The Chinese government, keen to promote Shanghai’s soft power nationally and internationally, has invested in local artists by providing studio space in officially designated creative zones, commissioning public artworks, and sponsoring exhibitions in state-run museums. Sometimes such investments result in art that appears blatantly propagandistic, basically churning out artworks as civic advertisements. Yet, when artists are granted space, time, financial support, and at least a modicum of freedom, they often yield beautifully interesting, arresting, critical, and contemplative results. In Shanghai, as elsewhere in the world, finance and art frequently converge quite literally in one place. Seen, for instance, in the Shanghai Minsheng Art Museum, established by China Minsheng Bank, and Shanghai’s K11 Art Mall.
While I remain sceptical of large-scale, government-sponsored art biennials, this past year during the pandemic has made me acutely aware of their potential benefits and what we stand to lose without them
As I argue in Above Sea, private spaces, such as the art gallery in the Bottega Veneta shop in Shanghai, unencumbered from governmental restrictions, have been able to feature some of the city’s most experimental and edgy art. At the same time, private and governmental support often go hand in hand in China, and we also witness interesting artists benefitting from both state and corporate support. For example, the artist Liu Jianhua, who I discuss at length in my book, has produced easily digestible commissions for private corporations, as well as government-sponsored public art, which, in turn, help support his more probing projects that ruminate on the promises and pitfalls of globalisation.
You juxtapose that while government officials promote Shanghai’s contemporary art scene, they are also increasingly seeking to dictate that art through control of the display mechanism (i.e. what goes into galleries and museums) and encouraging artist self-censorship. Can a genuine local art scene emerge in Shanghai given this scenario, or is it all just ultimately a façade?
I believe a genuine local art scene can emerge under almost any conditions, including this push and pull with governmental forces and self-censorship, which is inescapable in China today. I found the documentary Sky Ladder, about the art of Cai Guo Qiang, quite revelatory in this regard. As I discuss in my book, Chinese-born and currently US-based artist Cai has produced large-scale public art commissions for the Chinese government, including the spectacular fireworks display over the Huangpu River for the 2001 APEC conference in Shanghai. Simultaneously, the artist creates critical projects that call audiences’ attention to pressing, intentionally hidden social issues, such as the undervalued importance of migrant labour in fuelling Shanghai’s urban development.
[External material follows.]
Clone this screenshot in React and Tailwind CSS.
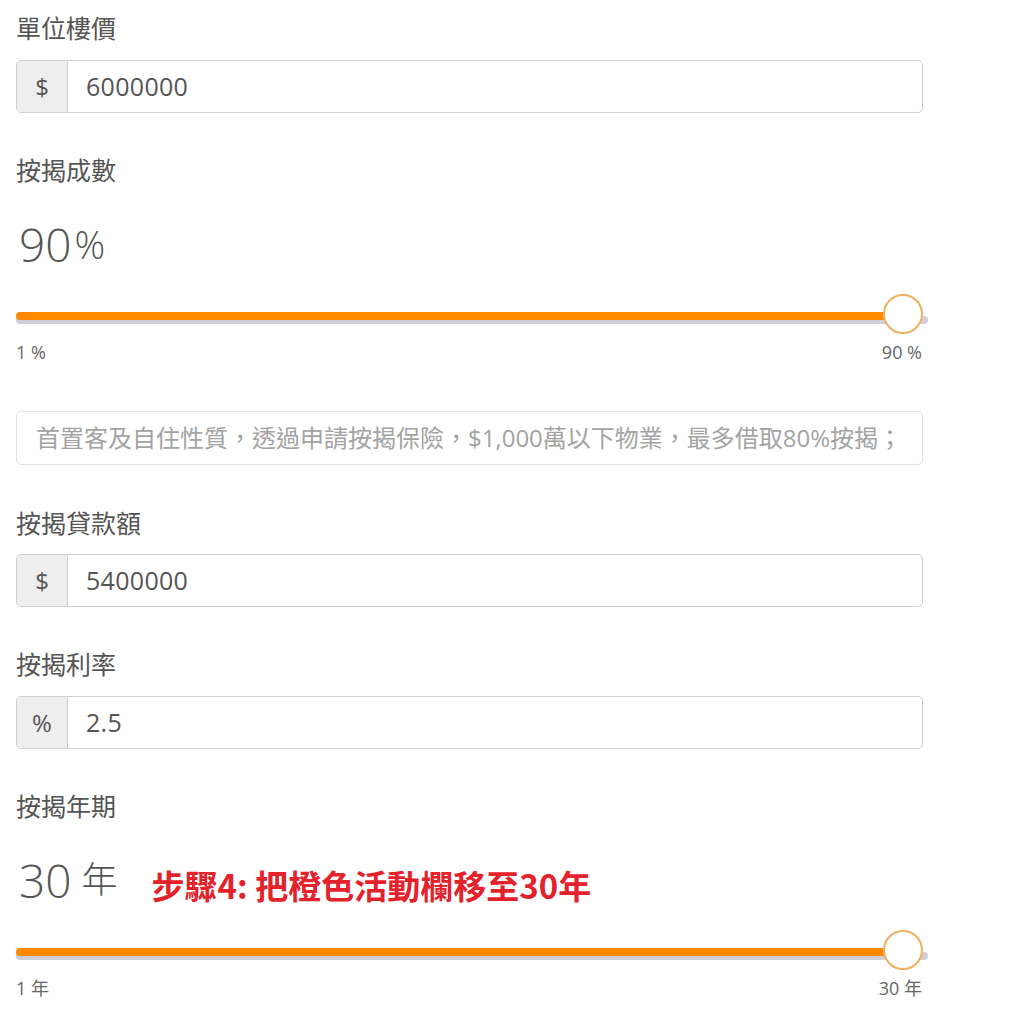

Watching Cai Guo Qiang’s difficult negotiations with the Chinese government in completing public art commissions, and how these commissions ultimately helped support his very personal, localised dream of exploding a ladder into the sky in his home village, made me extra sympathetic to the pressures Chinese artists endure. While governments, as well as purely commercial enterprises, frequently exploit art in order to erect shiny façades, we can still find, beneath these veneers if we look hard enough, critical, experimental, quixotic, funny, surreal, and dreamy projects – the stuff that constitutes a genuine local art scene.